6. Acquisitions pick-up: Expect the cash to start loosening. Salesforce.com will continue to pick-up pieces that help them in the cloud (look for more heroku-like pick-ups). Oracle will counter by picking up pieces that help them in the e2.0 space (I fully expect either Socialcast or Yammer to be acquired in the first half of the year). And “social media analytics” companies are trendy acquisitions, but they don’t happen for much money.

7. Defrag *shrinks* in size: Okay, but on purpose. We’ve made the decision to cap the attendee count for next year’s show at 325 (a bit less than the head count for this year). We’re doing it because we’ve got the right size community for the types of conversations that we want to have, and focusing on “growing numbers” takes us farther away from what is the clear value at Defrag.
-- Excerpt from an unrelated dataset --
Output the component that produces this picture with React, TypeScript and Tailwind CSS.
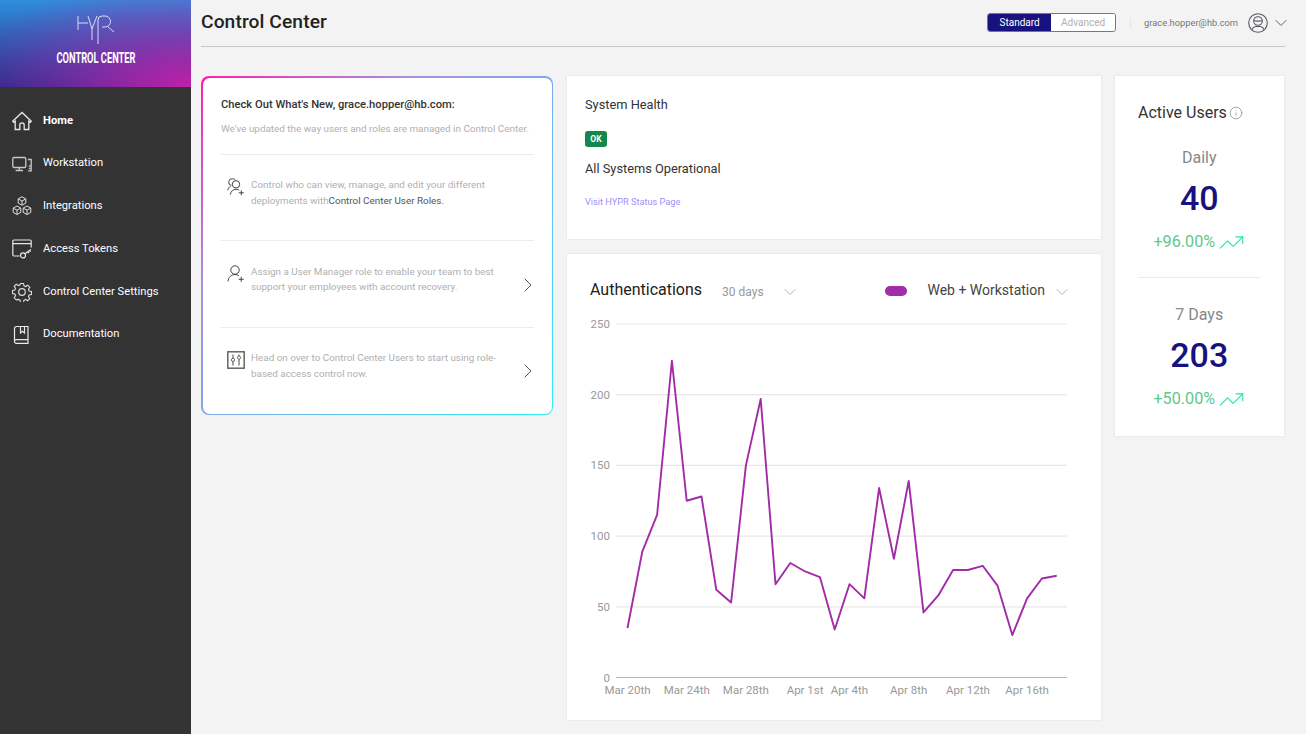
import React from 'react';
import { ChevronDown, ChevronRight, Info, TrendingUp } from 'lucide-react';

const points = [35, 89, 115, 224, 125, 128, 62, 53, 150, 197, 66, 81, 75, 71, 34, 66, 56, 134, 84, 139, 46, 58, 76, 76, 79, 65, 30, 56, 70, 72];
const xFor = (i: number) => 627.5 + i * 14.8;
const yFor = (v: number) => 677.5 - v * 1.414;

const HomeIcon = () => (
  <svg width="20" height="20" viewBox="0 0 20 20" fill="none" stroke="currentColor" strokeWidth="1.300">
    <path d="M.7 10.200 10 1.500l9.300 8.700-1.200 1.200-1.300-1.200v8.300h-4.600v-4.500a2.200 2.200 0 0 0-4.400 0v4.500H3.200V10.200l-1.300 1.200z" />
  </svg>
);
const WorkstationIcon = () => (
  <svg width="20" height="20" viewBox="0 0 20 20" fill="none" stroke="#c8c8c8" strokeWidth="1.300">
    <rect x=".8" y="3.500" width="13" height="10" rx="1.200" />
    <path d="M7.300 13.500v2.500M3.600 16.500h7.400M16 5.500h3.200v11.300H16M16.800 12h1.600M16.800 14.500h1.600" />
  </svg>
);
const IntegrationsIcon = () => (
  <svg width="20" height="20" viewBox="0 0 20 20" fill="none" stroke="#dcdcdc" strokeWidth="1">
    <path d="m10 .8 3.800 2.100v4.200L10 9.200 6.200 7.100V2.900zM6.200 2.900 10 5l3.800-2.100M10 5v4.200" />
    <path d="m5 10 3.800 2.100v4.300L5 18.500l-3.800-2.100v-4.300zM1.200 12.100 5 14.200l3.800-2.100M5 14.200v4.300" />
    <path d="m15 10 3.800 2.100v4.300L15 18.500l-3.800-2.100v-4.300zM11.200 12.100l3.800 2.100 3.800-2.100M15 14.200v4.300" />
  </svg>
);
const TokenIcon = () => (
  <svg width="20" height="20" viewBox="0 0 20 20" fill="none" stroke="currentColor" strokeWidth="1.200">
    <path d="M7.500 17H2a1.200 1.200 0 0 1-1.200-1.200V2.200A1.200 1.200 0 0 1 2 1h16a1.200 1.200 0 0 1 1.200 1.200v6.300M.8 4.600h18.400" />
    <circle cx="11" cy="16.400" r="2.500" />
    <path d="m13 14.800 5.800-4.300M15.800 12.700l1.300 1.500M17.600 11.400l1 1.200" />
  </svg>
);
const SettingsIcon = () => (
  <svg width="20" height="20" viewBox="0 0 20 20" fill="none" stroke="#dcdcdc" strokeWidth="1.200">
    <circle cx="10" cy="10" r="3.300" />
    <path d="M8.400 1h3.200l.5 2.500 1.700.7 2.200-1.400 2.200 2.200-1.400 2.200.7 1.700 2.500.5v3.200l-2.500.5-.7 1.700 1.400 2.200-2.200 2.200-2.200-1.400-1.700.7-.5 2.500H8.400l-.5-2.500-1.700-.7L4 18.300l-2.200-2.200 1.400-2.200-.7-1.700L0 11.600V8.400l2.500-.5.700-1.700-1.400-2.200L4 1.800l2.200 1.400 1.700-.7z" transform="translate(.5 .5) scale(.95)" />
  </svg>
);
const BookIcon = () => (
  <svg width="20" height="20" viewBox="0 0 20 20" fill="none" stroke="currentColor" strokeWidth="1.200">
    <path d="M2.500 16.500V3.500a2 2 0 0 1 2-2h11.500v13.200H4.300a1.800 1.800 0 0 0-1.800 1.800 1.900 1.900 0 0 0 1.900 1.900H16v-3.700" />
    <path d="M8.500 1.500v6.500l2-1.700 2 1.700V1.500" />
  </svg>
);
const UsersPlusIcon = () => (
  <svg width="18" height="18" viewBox="0 0 18 18" fill="none" stroke="#444" strokeWidth="1">
    <path d="M4.400 7.400A3.300 3.300 0 0 1 5.700.8c1.300 0 2.300.6 2.800 1.500M.7 12.200c.4-2 1.400-3.400 3-4" />
    <circle cx="9" cy="6.300" r="3.700" />
    <path d="M3.400 16.500c.4-3.200 2.600-5.200 5.600-5.200 1.300 0 2.300.3 3.200.9M14.300 12.300v5M11.800 14.800h5" />
  </svg>
);
const UserPlusIcon = () => (
  <svg width="18" height="18" viewBox="0 0 18 18" fill="none" stroke="#444" strokeWidth="1">
    <circle cx="8" cy="5" r="4.200" />
    <path d="M1 16.500c.4-4 3-7 7-7 1.500 0 2.800.4 3.800 1.200M14.200 11.800v5M11.700 14.300h5" />
  </svg>
);
const SlidersIcon = () => (
  <svg width="18" height="18" viewBox="0 0 18 18" fill="none" stroke="#666" strokeWidth="1">
    <rect x=".8" y=".8" width="16.400" height="16.400" strokeWidth="1.500" />
    <path d="M6 3.500v3.800M6 10.500v4M12 3.500v1.500M12 8.200v6.300" strokeWidth="1.200" />
    <circle cx="6" cy="8.900" r="1.600" />
    <circle cx="12" cy="6.600" r="1.600" />
  </svg>
);
const AvatarIcon = () => (
  <svg width="20" height="20" viewBox="0 0 20 20" fill="none" stroke="#555566" strokeWidth="1.100">
    <circle cx="10" cy="10" r="9.300" />
    <circle cx="10" cy="8" r="4.300" />
    <path d="M5.800 7.500c2.500.8 5.900.8 8.400 0M3.800 16.800c.8-2 2.200-3 3.700-3.300h5c1.500.3 2.900 1.300 3.700 3.300" />
  </svg>
);

const navItems = [
  { label: 'Home', icon: <HomeIcon />, active: true },
  { label: 'Workstation', icon: <WorkstationIcon /> },
  { label: 'Integrations', icon: <IntegrationsIcon /> },
  { label: 'Access Tokens', icon: <TokenIcon /> },
  { label: 'Control Center Settings', icon: <SettingsIcon /> },
  { label: 'Documentation', icon: <BookIcon /> },
];

const Sidebar = () => (
  <aside className="w-[191px] shrink-0 bg-[#333333] text-white">
    <div className="h-[87px] flex flex-col items-center bg-[radial-gradient(ellipse_at_bottom_right,#c021aa_0%,rgba(170,40,170,0.55)_45%,transparent_90%),linear-gradient(to_bottom,#2f8fdd,#1b2a86)]">
      <svg className="mt-[15px]" width="38" height="30" viewBox="0 0 38 30" fill="none" stroke="#dcdcf0" strokeWidth="1">
        <path d="M1 1v14M1 8h10M11 1l4 13v11M15 14l5-13M21 29V5a4 4 0 0 1 4-4h3a5.500 5.500 0 0 1 0 11h-3M30 11l7 6" />
      </svg>
      <div className="mt-[5px] w-[130px] text-center scale-x-[0.64] font-bold text-[14.500px] leading-[17px]">CONTROL CENTER</div>
    </div>
    <nav className="pt-[12.500px]">
      {navItems.map((item) => (
        <div key={item.label} className="h-[42.800px] flex items-center pl-3 gap-[11px]">
          <span className="text-[#e8e8e8]">{item.icon}</span>
          <span className={`text-[11.200px] ${item.active ? 'font-bold' : ''}`}>{item.label}</span>
        </div>
      ))}
    </nav>
  </aside>
);

const Header = () => (
  <header className="h-[47px] flex items-center justify-between border-b border-[#c8c8cc] mr-[21px]">
    <h1 className="text-[19.200px] text-[#222] tracking-[0.1px] font-medium -mt-[1px]">Control Center</h1>
    <div className="flex items-center -mt-[1px]">
      <div className="flex h-[19px] w-[129px] rounded-[3px] border border-[#77777f] overflow-hidden text-[10px]">
        <div className="w-[63px] bg-[#17127f] text-white flex items-center justify-center">Standard</div>
        <div className="flex-1 bg-white text-[#b0b0b0] flex items-center justify-center">Advanced</div>
      </div>
      <div className="ml-[14px] w-px h-[10px] bg-[#e4e4e4]" />
      <span className="ml-[13px] text-[9.300px] text-[#777]">grace.hopper@hb.com</span>
      <span className="ml-[10px]"><AvatarIcon /></span>
      <ChevronDown className="ml-[3px] -mr-[6px] text-[#444]" size={20} strokeWidth={1} />
    </div>
  </header>
);

const rows = [
  {
    icon: <UsersPlusIcon />,
    chevron: false,
    text: (
      <>
        <span className="block">Control who can view, manage, and edit your different</span>
        <span className="flex">
          <span>deployments with</span>
          <span className="text-[#555]">Control Center User Roles.</span>
        </span>
      </>
    ),
  },
  { icon: <UserPlusIcon />, chevron: true, text: <>Assign a User Manager role to enable your team to best support your employees with account recovery.</> },
  { icon: <SlidersIcon />, chevron: true, text: <>Head on over to Control Center Users to start using role-based access control now.</> },
];

const WhatsNew = () => (
  <div className="h-[339px] rounded-[8px] p-[1.500px] bg-[linear-gradient(135deg,#ff1fb0_0%,#a78fe0_30%,#6fb4ee_60%,#2ff0f5_100%)]">
    <div className="h-full rounded-[7px] bg-white pl-[18.500px] pr-[18px]">
      <div className="pt-[19px] text-[11.200px] leading-[16px] text-[#333] font-medium">Check Out What's New, grace.hopper@hb.com:</div>
      <div className="mt-[8px] text-[9.900px] leading-[16px] text-[#b0b0b0]">We've updated the way users and roles are managed in Control Center.</div>
      <div className="mt-[17px]">
        {rows.map((row, i) => (
          <div key={i} className="h-[86.500px] border-t border-[#ececec] pt-[22.500px] pl-[6px] flex">
            <span className="mt-[1px] w-[24px] shrink-0">{row.icon}</span>
            <div className="w-[250px] text-[9.900px] leading-[15.800px] text-[#b0b0b0]">{row.text}</div>
            {row.chevron && <ChevronRight className="ml-auto -mr-[6.500px] mt-[9px] text-[#555]" size={24} strokeWidth={1} />}
          </div>
        ))}
      </div>
    </div>
  </div>
);

const SystemHealth = () => (
  <div className="h-[163px] bg-white shadow-[0_0_2px_rgba(0,0,0,0.1)] pl-[18px] pt-[21px]">
    <div className="text-[12.800px] leading-[16px] text-[#333]">System Health</div>
    <div className="mt-[18px] w-[22px] h-[16px] rounded-[3px] bg-[#14874f] text-white text-[8.500px] font-bold flex items-center justify-center">OK</div>
    <div className="mt-[14px] text-[12.800px] leading-[16px] text-[#333]">All Systems Operational</div>
    <div className="mt-[17px] text-[9.200px] leading-[16px] text-[#9d90f5]">Visit HYPR Status Page</div>
  </div>
);

const ticks = [0, 50, 100, 150, 200, 250];
const dates = [
  { i: 0, label: 'Mar 20th' },
  { i: 4, label: 'Mar 24th' },
  { i: 8, label: 'Mar 28th' },
  { i: 12, label: 'Apr 1st' },
  { i: 15, label: 'Apr 4th' },
  { i: 19, label: 'Apr 8th' },
  { i: 23, label: 'Apr 12th' },
  { i: 27, label: 'Apr 16th' },
];

const Chart = () => (
  <svg className="block" width="534" height="410" viewBox="567 310 534 410">
    {ticks.map((t) => (
      <g key={t}>
        <line x1="616" x2="1067" y1={yFor(t)} y2={yFor(t)} stroke={t === 0 ? '#b8b8b8' : '#e8e8e8'} strokeWidth="1.200" />
        <text x="610" y={yFor(t) + 4} textAnchor="end" fontSize="11.500" fontFamily="Roboto, sans-serif" fill="#999">{t}</text>
      </g>
    ))}
    {dates.map((d) => (
      <text key={d.label} x={xFor(d.i)} y="694" textAnchor="middle" fontSize="11.500" fontFamily="Roboto, sans-serif" fill="#999">{d.label}</text>
    ))}
    <polyline fill="none" stroke="#a12ba8" strokeWidth="1.900" strokeLinejoin="round" points={points.map((v, i) => `${xFor(i)},${yFor(v)}`).join(' ')} />
  </svg>
);

const Authentications = () => (
  <div className="h-[466px] bg-white shadow-[0_0_2px_rgba(0,0,0,0.1)]">
    <div className="h-[56px] flex items-center pl-[23px] pr-[29px] pt-[16px]">
      <span className="text-[16px] text-[#222]">Authentications</span>
      <span className="ml-[20px] mt-[3px] text-[12px] text-[#999]">30 days</span>
      <ChevronDown className="ml-[16px] mt-[3px] text-[#aaa]" size={20} strokeWidth={1} />
      <span className="ml-auto mt-[2px] w-[22px] h-[10px] rounded-full bg-[#a12ba8]" />
      <span className="ml-[20px] mt-[1px] text-[14px] text-[#444]">Web + Workstation</span>
      <ChevronDown className="ml-[7px] mt-[3px] text-[#aaa]" size={20} strokeWidth={1} />
    </div>
    <Chart />
  </div>
);

const Stat = ({ label, value, change }: { label: string; value: string; change: string }) => (
  <div className="flex flex-col items-center">
    <div className="text-[16px] leading-[22px] text-[#888]">{label}</div>
    <div className="mt-[9px] text-[34px] leading-[40px] font-medium text-[#17127f]">{value}</div>
    <div className="mt-[12px] flex items-center gap-[3px] text-[16.200px] leading-[24px] text-[#5fc88a]">
      {change}
      <TrendingUp className="-my-[2px] text-[#27e6a0]" size={27} strokeWidth={1} />
    </div>
  </div>
);

const ActiveUsers = () => (
  <div className="h-[359.500px] bg-white shadow-[0_0_2px_rgba(0,0,0,0.1)] px-[23px] pt-[27px]">
    <div className="flex items-center gap-[2px] text-[16px] leading-[20px] text-[#333]">
      Active Users
      <Info className="text-[#999]" size={14} strokeWidth={1.500} />
    </div>
    <div className="mt-[24px]"><Stat label="Daily" value="40" change="+96.00%" /></div>
    <div className="mt-[23px] border-t border-[#ececec]" />
    <div className="mt-[26px]"><Stat label="7 Days" value="203" change="+50.00%" /></div>
  </div>
);

export default function App() {
  return (
    <div className="flex h-screen w-full overflow-hidden bg-[#f3f3f3] font-['Roboto',sans-serif]">
      <Sidebar />
      <main className="flex-1 pl-[10px]">
        <Header />
        <div className="mt-[29px] flex items-start gap-[14px]">
          <div className="w-[352px] shrink-0"><WhatsNew /></div>
          <div className="w-[534px] shrink-0 flex flex-col gap-[15px]">
            <SystemHealth />
            <Authentications />
          </div>
          <div className="w-[168.500px] shrink-0"><ActiveUsers /></div>
        </div>
      </main>
    </div>
  );
}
While everyone else is giving away free expo floor passes, we’re setting a hard cap on our size — because quality trumps quantity every day of the week and twice on Sunday (when it comes to Defrag anyway).

8. Someone hacks the Microsoft Kinect in such a way as to provide “business value” (awesome videoconferencing): Call it intuition, but the Kinect is going to change a lot of business interactions. 2011 is where the hack starts (by 2012, it’s productized).

9. The “ladders as economic indicators” talk never gets old: And we all show up next year wondering what the new-fangled, Kedrosky indicator will be. Yea, if you weren’t there, you have no idea what I’m talking about with this one. ( I will be starting a “defrag pool” on what the new indicator/data set will be. Winner gets a free ladder!)

Lastly….

10. Defrag 2011 (5th year anniversary) turns out the be the best Defrag yet.